Если моя пародия на напарника как тупого самодовольного придурка была достаточно хороша, Харрисон мог внезапно (но тактично) уйти от жены, чтобы жениться на мне (свадьба была бы без лишних сантиментов, но со вкусом), и мы всех бы поразили — включая самих себя — тем, что до конца жизни были бы вместе. И все потому, что я посмела сделать на него пародию однажды ночью в пабе! Похоже, тогда он начал понимать, что я — единственный человек, рядом с которым ему если и не комфортно находиться, то хотя бы рядом с которым комфортно чувствовать, что наш мир — сплошное разочарование. Это был первый раз, когда я почувствовала, что нравлюсь Харрисону. Не потому, что он хотел со мной переспать, и не потому, что рядом не было больше никого подходящего. Я просто нравилась ему. Я рассмешила его. Мы сидели друг напротив друга, улыбаясь и ожидая, что другой прервет паузу.

«Я могу показать еще пародии, — в конце концов сказала я. — На Джуди Гарланд, например, но тебе не понравится — это достаточно громко и включает в себя танцы и большое количество косметики».

Он кивнул. «А еще нешумные есть? Как моя?»

Я немного задумалась, подбирая смешной ответ. Что сказать? Ох, пожалуйста, пусть я ему понравлюсь! Тогда все будет хорошо! Ну, почти. Но ничего остроумного, что снова разожгло бы в нем огонь улыбки, мне не приходило в голову. Теперь он, наверное, меня ненавидит и думает, что я глупая и скучная.

«Могу сделать пародию на своего бойфренда из колледжа, он очень тихий».

Харрисон вопросительно поднял брови: «Да?»

«Да, наверное, все бойфренды тихие». Бойфренды! Харрисон не был моим бойфрендом и никогда не будет, надо было срочно исправлять ситуацию.

«Ну, я не знаю про всех бойфрендов», — смутился он.

«Саймон — мой первый парень. И я не... я не жду...»

Лицо Харрисона резко побелело: «Что значит твой первый парень?»

Я хлопала глазами. Что я наделала? Я судорожно придумывала, что ответить.

«А все те парни, про которых ты рассказывала, — спросил он. — Фотограф Роб, и Фред, и Бак...»

Нахмурившись, я переспросила: «Фред? Я с ним не спала, мы были просто знакомы. Эй, ты тоже его знаешь! Значит ли это, что вы спали? Я не сплю с каждым, кого я знаю. Боже, если ты думал, что я спала с каждым мужчиной, про которого рассказывала, ты, наверное, считаешь меня какой-нибудь проституткой! Шлюхой! И тебя это, кажется, устраивает!»

«Что устраивает?»

«Трахать шлюх! Ты — распутный… меня!»
Он прервал: «Достаточно!»

«Ладно, — сказала я, надувшись. — Но ты тоже заткнись».

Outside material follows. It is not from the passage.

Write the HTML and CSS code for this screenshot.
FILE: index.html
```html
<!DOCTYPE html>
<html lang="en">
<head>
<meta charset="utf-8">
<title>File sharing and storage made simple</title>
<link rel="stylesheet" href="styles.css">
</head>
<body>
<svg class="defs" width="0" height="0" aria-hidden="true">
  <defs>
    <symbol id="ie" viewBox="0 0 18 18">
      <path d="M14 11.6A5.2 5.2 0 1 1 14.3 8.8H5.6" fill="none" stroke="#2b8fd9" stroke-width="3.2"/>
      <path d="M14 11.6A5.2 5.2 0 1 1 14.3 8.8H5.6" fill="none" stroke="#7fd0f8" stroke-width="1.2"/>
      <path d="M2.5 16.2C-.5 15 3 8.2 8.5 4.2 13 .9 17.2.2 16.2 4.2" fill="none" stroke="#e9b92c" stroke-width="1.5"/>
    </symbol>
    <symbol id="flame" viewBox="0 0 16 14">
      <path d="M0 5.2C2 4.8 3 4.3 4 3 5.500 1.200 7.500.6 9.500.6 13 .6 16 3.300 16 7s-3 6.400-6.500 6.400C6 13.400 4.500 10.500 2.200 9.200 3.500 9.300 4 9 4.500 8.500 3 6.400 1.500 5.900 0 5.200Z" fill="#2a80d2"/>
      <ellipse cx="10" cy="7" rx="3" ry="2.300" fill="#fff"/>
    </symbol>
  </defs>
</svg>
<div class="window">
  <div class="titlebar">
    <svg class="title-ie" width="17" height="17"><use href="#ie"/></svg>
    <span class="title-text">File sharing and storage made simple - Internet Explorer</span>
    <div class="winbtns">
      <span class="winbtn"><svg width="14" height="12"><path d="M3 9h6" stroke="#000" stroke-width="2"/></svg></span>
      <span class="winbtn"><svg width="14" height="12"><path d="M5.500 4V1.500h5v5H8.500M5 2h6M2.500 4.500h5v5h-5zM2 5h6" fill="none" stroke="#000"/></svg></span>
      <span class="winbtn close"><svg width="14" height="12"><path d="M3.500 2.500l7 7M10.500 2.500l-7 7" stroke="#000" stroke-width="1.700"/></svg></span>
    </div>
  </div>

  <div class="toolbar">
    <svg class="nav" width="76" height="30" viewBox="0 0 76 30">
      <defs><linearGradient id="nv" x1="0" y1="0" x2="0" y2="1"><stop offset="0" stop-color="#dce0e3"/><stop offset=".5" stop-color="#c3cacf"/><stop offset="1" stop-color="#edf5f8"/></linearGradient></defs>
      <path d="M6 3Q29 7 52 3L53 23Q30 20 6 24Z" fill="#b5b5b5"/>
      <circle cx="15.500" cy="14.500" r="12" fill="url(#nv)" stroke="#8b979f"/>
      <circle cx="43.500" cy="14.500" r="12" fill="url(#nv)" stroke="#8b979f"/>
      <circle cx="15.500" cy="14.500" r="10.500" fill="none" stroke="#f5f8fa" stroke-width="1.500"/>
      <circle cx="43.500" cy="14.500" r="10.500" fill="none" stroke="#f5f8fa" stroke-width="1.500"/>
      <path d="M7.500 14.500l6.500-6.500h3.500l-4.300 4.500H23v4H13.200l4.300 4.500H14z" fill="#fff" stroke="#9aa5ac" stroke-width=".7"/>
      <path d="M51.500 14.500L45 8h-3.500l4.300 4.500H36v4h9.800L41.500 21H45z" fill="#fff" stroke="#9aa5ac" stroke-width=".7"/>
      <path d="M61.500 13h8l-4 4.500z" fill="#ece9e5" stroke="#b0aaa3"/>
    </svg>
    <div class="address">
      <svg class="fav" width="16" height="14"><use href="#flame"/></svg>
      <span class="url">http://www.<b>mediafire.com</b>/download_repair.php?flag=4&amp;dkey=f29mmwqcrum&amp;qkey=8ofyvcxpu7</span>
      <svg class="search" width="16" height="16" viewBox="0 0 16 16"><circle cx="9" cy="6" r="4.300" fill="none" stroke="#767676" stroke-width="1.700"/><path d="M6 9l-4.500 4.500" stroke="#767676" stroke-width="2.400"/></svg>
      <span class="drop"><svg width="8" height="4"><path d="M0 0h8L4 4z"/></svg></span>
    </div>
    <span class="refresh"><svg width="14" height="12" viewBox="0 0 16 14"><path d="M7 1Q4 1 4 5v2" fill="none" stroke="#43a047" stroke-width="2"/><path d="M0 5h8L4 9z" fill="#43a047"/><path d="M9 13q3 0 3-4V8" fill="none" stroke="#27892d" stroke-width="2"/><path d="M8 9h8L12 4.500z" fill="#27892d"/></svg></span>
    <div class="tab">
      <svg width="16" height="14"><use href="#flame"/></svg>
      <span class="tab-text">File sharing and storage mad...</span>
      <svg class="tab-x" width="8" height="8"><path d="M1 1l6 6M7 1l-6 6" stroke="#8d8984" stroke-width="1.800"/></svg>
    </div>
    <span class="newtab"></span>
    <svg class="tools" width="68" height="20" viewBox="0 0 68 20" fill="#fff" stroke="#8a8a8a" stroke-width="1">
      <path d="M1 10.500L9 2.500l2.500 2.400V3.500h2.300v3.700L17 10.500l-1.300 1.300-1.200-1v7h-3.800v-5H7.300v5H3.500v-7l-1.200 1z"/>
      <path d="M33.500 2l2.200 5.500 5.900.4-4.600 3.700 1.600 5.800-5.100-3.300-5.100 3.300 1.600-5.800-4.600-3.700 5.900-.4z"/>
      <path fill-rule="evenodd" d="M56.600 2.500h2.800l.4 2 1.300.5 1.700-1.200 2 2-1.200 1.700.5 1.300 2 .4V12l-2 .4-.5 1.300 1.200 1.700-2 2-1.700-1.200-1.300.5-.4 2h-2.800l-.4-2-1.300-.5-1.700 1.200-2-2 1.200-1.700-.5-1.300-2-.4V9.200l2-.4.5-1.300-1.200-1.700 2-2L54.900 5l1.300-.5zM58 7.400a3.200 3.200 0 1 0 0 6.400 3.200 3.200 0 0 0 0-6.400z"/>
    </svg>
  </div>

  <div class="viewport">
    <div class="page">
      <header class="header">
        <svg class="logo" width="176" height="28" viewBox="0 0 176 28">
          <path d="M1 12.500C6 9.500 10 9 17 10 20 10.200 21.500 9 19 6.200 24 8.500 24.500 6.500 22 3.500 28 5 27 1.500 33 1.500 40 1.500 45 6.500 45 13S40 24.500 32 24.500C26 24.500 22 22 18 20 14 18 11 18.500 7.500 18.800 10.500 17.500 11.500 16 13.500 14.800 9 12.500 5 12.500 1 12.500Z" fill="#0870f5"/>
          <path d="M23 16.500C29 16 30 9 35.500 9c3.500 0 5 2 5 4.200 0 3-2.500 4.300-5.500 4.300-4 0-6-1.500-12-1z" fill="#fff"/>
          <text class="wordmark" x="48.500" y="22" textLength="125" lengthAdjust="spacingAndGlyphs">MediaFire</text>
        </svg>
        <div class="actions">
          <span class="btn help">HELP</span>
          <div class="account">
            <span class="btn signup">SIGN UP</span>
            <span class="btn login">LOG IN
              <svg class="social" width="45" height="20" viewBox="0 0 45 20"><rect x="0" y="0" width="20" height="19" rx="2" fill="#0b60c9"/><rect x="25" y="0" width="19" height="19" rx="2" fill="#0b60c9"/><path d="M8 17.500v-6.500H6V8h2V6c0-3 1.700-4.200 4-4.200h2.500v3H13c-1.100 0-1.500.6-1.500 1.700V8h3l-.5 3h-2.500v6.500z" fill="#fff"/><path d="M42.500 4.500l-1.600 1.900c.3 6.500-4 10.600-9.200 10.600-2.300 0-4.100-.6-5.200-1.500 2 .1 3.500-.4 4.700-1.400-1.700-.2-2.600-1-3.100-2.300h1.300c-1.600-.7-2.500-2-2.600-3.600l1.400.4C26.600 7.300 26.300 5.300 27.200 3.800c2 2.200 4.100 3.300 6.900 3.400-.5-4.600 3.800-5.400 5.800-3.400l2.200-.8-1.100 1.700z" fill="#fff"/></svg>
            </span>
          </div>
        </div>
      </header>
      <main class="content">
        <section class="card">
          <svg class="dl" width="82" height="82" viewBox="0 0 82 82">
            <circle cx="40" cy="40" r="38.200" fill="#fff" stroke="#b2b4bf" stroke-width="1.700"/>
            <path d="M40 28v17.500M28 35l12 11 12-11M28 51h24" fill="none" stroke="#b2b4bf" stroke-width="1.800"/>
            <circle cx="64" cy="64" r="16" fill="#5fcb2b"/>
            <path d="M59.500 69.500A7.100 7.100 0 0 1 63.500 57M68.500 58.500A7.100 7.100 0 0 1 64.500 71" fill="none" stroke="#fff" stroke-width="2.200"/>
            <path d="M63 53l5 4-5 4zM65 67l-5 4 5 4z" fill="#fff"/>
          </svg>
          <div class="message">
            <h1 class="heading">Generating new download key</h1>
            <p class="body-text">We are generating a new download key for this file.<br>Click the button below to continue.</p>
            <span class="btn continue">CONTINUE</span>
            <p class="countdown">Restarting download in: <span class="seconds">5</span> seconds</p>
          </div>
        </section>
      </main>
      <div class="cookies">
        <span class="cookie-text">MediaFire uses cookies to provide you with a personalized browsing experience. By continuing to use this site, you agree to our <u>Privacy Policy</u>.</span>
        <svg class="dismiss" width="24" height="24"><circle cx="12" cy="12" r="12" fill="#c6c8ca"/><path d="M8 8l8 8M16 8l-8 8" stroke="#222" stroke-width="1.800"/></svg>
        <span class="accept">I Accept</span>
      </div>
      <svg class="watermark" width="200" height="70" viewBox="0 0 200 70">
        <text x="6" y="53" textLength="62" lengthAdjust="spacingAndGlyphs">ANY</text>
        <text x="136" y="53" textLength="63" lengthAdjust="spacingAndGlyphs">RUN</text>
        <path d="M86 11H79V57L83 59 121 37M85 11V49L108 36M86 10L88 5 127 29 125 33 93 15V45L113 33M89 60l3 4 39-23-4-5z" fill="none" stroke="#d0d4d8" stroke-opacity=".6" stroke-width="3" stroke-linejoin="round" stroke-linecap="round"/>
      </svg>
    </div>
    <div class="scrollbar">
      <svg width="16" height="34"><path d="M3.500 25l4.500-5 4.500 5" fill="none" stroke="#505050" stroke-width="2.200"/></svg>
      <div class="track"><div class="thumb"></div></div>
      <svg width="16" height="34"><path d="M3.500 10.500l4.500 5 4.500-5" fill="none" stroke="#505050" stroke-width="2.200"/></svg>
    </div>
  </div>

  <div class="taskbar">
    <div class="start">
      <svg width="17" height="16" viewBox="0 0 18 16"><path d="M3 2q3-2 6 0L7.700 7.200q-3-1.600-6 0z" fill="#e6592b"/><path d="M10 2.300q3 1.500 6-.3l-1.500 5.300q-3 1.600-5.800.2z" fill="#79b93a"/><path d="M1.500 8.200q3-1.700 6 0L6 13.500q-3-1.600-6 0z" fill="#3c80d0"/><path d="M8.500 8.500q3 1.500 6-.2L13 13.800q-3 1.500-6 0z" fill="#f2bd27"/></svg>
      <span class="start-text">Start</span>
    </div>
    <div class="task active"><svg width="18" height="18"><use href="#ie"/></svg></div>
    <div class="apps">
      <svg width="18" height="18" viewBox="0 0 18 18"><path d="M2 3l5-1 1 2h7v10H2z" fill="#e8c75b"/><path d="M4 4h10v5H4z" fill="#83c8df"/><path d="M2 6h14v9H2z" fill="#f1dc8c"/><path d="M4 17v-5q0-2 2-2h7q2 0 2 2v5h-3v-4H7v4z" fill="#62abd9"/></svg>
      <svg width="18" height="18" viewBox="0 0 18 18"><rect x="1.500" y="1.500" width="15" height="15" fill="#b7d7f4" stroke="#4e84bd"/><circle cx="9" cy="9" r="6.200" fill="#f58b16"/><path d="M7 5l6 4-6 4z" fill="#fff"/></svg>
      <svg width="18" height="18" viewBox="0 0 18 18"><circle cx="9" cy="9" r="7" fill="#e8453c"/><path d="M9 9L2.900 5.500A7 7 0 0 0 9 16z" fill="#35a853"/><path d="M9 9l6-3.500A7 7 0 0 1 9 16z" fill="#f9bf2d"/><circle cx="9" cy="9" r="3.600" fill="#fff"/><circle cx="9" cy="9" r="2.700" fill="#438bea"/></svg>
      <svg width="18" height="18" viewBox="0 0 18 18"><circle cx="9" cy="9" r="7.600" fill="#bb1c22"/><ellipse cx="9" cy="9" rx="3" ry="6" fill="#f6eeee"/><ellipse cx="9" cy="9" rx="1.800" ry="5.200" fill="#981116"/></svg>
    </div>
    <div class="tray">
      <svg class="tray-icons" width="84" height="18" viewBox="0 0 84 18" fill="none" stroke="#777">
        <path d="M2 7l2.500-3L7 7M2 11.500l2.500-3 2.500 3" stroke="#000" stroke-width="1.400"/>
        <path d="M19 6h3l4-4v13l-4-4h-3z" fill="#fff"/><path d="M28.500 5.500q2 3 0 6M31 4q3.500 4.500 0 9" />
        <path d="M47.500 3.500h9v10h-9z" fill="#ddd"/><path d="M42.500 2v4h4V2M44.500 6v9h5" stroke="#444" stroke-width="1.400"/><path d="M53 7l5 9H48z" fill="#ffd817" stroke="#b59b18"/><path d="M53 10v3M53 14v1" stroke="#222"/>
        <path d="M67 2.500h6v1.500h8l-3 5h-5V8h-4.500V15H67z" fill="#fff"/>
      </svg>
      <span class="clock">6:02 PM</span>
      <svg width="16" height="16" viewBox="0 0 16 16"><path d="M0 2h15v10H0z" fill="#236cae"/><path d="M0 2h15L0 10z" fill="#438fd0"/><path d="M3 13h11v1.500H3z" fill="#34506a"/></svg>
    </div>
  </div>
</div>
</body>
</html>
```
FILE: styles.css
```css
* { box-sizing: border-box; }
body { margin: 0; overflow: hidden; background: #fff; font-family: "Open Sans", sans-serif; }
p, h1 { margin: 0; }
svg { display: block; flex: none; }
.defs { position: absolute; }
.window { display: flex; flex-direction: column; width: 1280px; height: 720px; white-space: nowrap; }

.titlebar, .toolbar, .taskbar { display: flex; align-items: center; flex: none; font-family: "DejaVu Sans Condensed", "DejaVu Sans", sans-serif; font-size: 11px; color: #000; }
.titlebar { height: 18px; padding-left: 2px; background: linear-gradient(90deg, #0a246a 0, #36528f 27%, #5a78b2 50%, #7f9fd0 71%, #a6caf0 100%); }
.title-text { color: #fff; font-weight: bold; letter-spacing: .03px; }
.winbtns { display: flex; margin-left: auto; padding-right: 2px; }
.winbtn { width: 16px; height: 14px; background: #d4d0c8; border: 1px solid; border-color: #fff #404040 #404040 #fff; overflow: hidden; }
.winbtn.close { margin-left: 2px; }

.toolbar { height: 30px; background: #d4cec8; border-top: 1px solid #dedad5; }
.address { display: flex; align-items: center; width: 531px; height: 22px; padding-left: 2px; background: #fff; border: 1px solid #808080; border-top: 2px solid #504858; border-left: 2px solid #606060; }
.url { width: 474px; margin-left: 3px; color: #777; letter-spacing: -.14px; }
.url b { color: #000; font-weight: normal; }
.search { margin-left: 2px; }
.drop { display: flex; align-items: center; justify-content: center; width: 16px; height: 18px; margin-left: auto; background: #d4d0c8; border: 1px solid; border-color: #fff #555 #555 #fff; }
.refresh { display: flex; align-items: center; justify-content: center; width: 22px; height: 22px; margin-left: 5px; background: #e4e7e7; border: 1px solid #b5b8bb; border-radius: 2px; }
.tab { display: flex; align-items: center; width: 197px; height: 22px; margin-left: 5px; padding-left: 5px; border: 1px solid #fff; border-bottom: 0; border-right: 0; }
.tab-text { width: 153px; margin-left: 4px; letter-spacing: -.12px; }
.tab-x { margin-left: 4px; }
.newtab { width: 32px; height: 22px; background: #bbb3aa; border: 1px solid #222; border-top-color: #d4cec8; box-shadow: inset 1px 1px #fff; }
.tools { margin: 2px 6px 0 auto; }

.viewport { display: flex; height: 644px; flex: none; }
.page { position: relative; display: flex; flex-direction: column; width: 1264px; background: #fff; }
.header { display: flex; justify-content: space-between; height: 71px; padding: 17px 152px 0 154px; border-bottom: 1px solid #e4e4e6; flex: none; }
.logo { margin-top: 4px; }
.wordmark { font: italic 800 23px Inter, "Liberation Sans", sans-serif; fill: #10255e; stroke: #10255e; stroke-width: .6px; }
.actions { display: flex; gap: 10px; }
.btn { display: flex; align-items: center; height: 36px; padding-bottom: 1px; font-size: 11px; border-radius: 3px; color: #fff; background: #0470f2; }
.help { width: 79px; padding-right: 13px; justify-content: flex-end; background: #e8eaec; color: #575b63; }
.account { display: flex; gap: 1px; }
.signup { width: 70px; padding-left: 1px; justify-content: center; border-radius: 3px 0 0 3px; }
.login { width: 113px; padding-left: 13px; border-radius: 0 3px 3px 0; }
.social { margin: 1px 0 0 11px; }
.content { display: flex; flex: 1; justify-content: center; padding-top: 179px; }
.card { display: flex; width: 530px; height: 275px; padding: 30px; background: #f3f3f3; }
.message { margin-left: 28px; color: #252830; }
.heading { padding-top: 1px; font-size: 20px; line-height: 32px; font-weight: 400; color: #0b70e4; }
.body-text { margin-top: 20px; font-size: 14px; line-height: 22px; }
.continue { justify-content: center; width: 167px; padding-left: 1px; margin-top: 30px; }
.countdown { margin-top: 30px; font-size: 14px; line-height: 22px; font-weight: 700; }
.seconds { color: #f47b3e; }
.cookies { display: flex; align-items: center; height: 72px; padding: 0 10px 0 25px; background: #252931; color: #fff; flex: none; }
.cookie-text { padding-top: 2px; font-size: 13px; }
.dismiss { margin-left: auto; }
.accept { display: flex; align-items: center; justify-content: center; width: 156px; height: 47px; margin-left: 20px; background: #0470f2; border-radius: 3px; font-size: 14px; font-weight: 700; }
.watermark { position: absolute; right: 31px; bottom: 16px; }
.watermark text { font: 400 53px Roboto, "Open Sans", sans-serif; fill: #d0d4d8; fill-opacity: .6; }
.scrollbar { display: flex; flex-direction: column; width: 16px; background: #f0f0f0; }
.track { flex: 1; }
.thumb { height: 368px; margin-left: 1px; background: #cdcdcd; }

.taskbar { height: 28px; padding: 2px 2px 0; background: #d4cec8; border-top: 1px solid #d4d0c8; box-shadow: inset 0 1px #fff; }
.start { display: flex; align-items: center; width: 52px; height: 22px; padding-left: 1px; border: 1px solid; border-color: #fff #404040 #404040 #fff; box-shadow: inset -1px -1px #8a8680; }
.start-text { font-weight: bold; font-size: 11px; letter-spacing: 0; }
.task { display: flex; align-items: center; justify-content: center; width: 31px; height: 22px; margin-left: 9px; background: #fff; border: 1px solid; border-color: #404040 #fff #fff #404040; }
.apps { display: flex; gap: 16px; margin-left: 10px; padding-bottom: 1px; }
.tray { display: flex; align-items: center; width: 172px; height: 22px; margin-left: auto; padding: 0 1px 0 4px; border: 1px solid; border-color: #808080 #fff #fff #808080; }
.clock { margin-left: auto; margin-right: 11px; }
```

(Примерно таким был наш диалог. Это более мягкая версия, с меньшим количеством обзывательств и на меньшей громкости.)

Харрисон смотрел в пол. Почему он так расстроился? Я думала, мужчинам нравятся неопытные. Или так было только в викторианскую эпоху? Только спустя десятилетия я поняла, что его могло беспокоить: он стал частью чего-то, что требует большой ответственности — будто получил подарок, о котором не просил и которого не ждал.

Какими словами рассказать об этом кратком периоде? К сожалению, у меня нет слов: я мало что помню, потому что курила марихуану. Три месяца употребления травы любимого сорта Харрисона лишили меня практически всех воспоминаний и развили сильнейшую паранойю. Среди воспоминаний, которые все еще доступны в уцелевших клетках моего мозга, — постоянное беспокойство, с момента пробуждения и до самой ночи, — попытки перестать навязчиво думать о том, чтобы спросить его «Ты любишь меня?» или «Почему ты со мной?» Вопреки слухам об употреблении наркотиков во время съемок в «Звездных войнах», я не употребляла ничего, кроме травы по выходным во время работы над первым фильмом. И с тех пор не употребляла марихуану никогда.

Харрисон первый закончил съемки. Последние сцены со мной снимали двумя неделями позже, поэтому я решила сделать небольшой перерыв и поехать в Лос-Анджелес. Мы договорились лететь вместе. Я не знаю, был ли он рад этому, потому что его лицо не выражало эмоций, а я никаких наблюдений в своих дневниках не записала. Но мы попрощались, сумев вновь поговорить друг с другом. Я помню, что он был добр. Достаточно добр, чтобы позволить мне без сожалений поставить точку в наших трехмесячных отношениях. А это было важно после времени, которое мы провели вместе.

Помню, я сказала ему: «Чувствую себя дурочкой».

«Нет», — ответил он. — Ты думаешь о себе хуже, чем ты есть на самом деле. Ты смышленая дурочка». И добавил: «У тебя глаза оленя и яйца самурая».

Это единственная вещь, сказанная им мне когда-либо, которая отсылала к той близости, что была между нами. И этого было достаточно. Не потому, что большего быть и не могло, но потому, что я могу представить, насколько ему было тяжело выйти из своей роли для этого разговора. Мы больше никогда не напоминали друг другу о том, что между нами было.